Center Grove girls coach Wes Dodson said the team runs four days per week.

“Usually you increase mileage every week during the summer,” Trojans senior runner Rachel Chan said. “There is usually a progression from two miles, to two-and-a-half miles to three miles.”

Chan kept to the schedule even during a recent vacation to Orlando.

“The hardest part is it’s really hot, so I had to wake up really early to run,” Chan said.

The Trojans have a three-day team camp at Spring Mill State Park, near Mitchell.

“We do a total of four workouts and we camp out,” Chan said. “It’s really fun. I think the bonding is almost more important than the workouts. But Spring Mill is pretty hilly, so the workouts we do can be pretty tough.”

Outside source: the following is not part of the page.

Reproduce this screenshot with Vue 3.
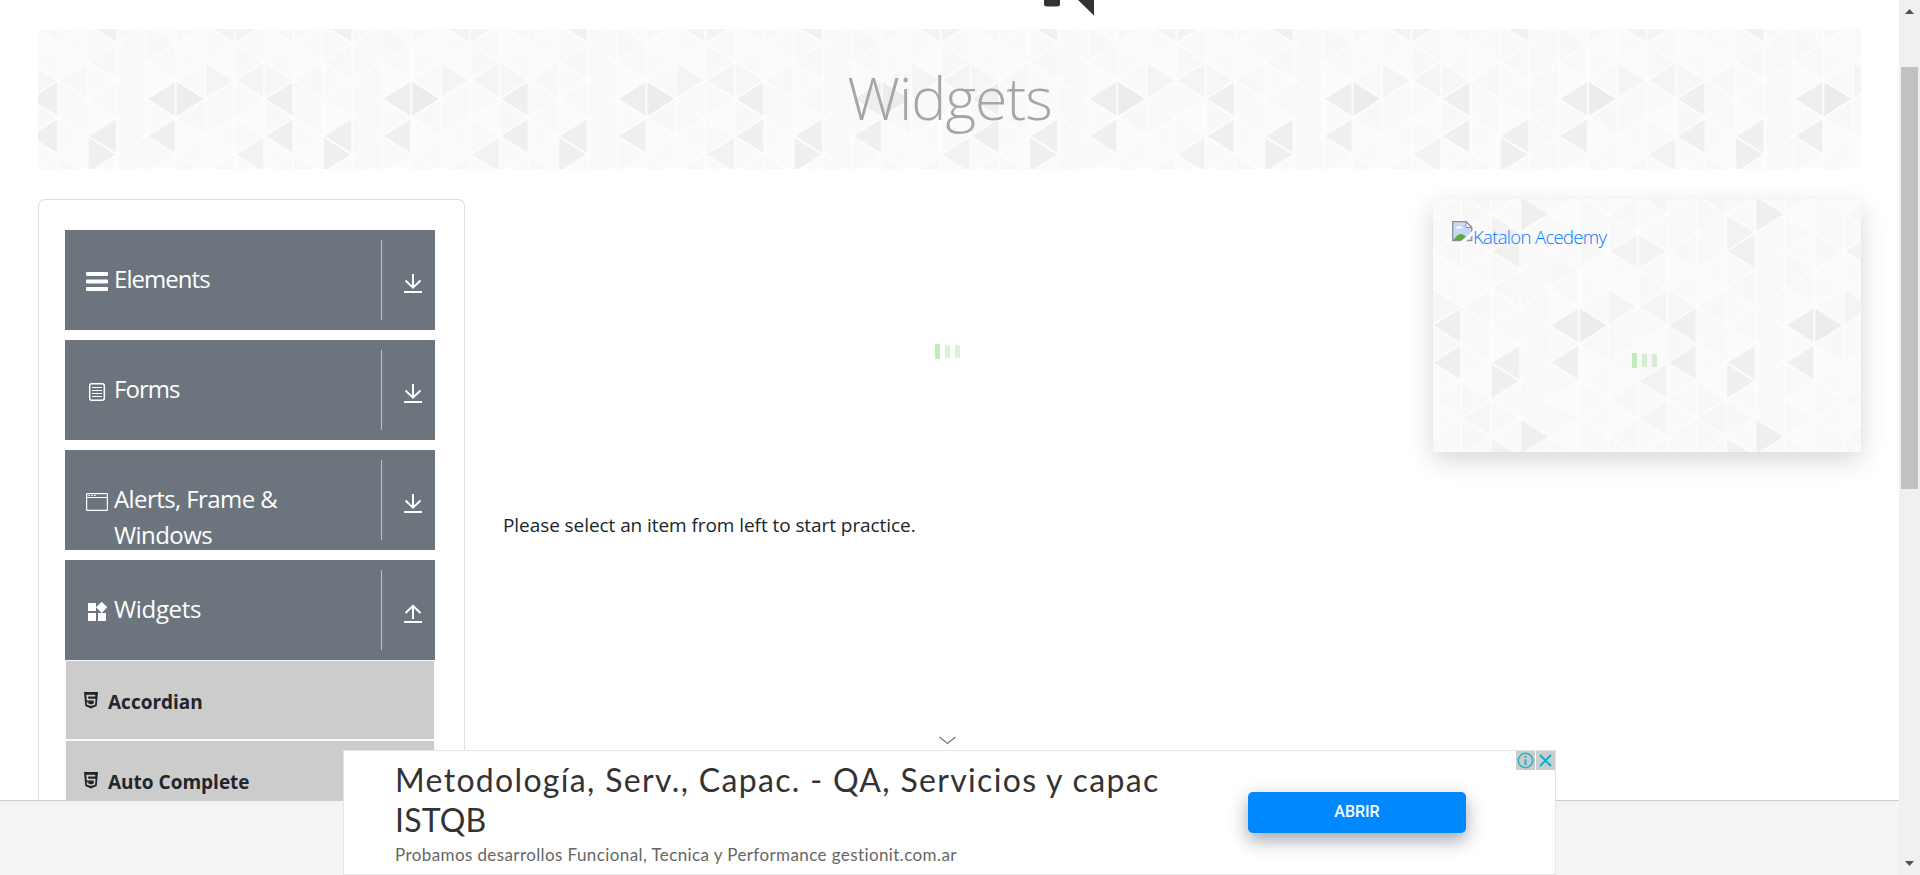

Dodson said his runners typically don’t attend college camps.

“Mostly because I want to keep track of what they’re doing,” said Dodson, who is in his 16th season. “We start off slow and build up throughout the summer.”

Harrell doesn’t oppose his runners attending, but he said usually the runners enjoy running with their teammates and not camp members they don’t know.

Greenwood boys and girls coach Blaine Williams said the Woodmen run four mornings a week and two evenings in June, then add another morning in July.

“I learned cross-country (training) from Debbie Guckenberger, who coached here for a lot of years, because I was a football coach,” said Williams, who was Greenwood’s freshman football coach for eight years. “I came into this really not knowing anything. In one year as her assistant, I tried to learn how to do it.”

After one season as coach, Williams took over after Guckenberger took the girls basketball coaching job at Brownsburg.

“When she left, I didn’t try to reinvent the wheel, I adopted her training philosophy as my own,” Williams said.

June is all about building base mileage. In July, Williams said there is speed and interval training.

Williams said two of the top boys runners, senior Lucas Oskins and junior Ethan Pine, have a slightly different routine than the others.

“For the most part, we try to keep everyone on the same page,” Williams said. “A lot of our guys are self-motivated on their own and they want to do more on their own just because they want to get out and run and get more miles underneath them. If there is a guy who runs a little extra, I’m fine with that as long as he’s not running 10 miles Friday night before we race on Saturday morning. If he wants to add a little more on Tuesday or Wednesday night, by all means go for it.”

Williams said for several years the team went to camp at McCormick’s Creek State Park in Spencer. Franklin College men’s and women’s cross-country coach Paul Sargent invited the Woodmen to camp at Franklin College. Zionsville will join the Woodmen in the camp, which began Sunday and ends Wednesday. They will stay in dorms, not tents.

“Paul has done a really nice job of putting together a schedule I think is going to be really good for the kids,” Williams said. “The camp will focus not only on our running, but focusing on character and team bonding.”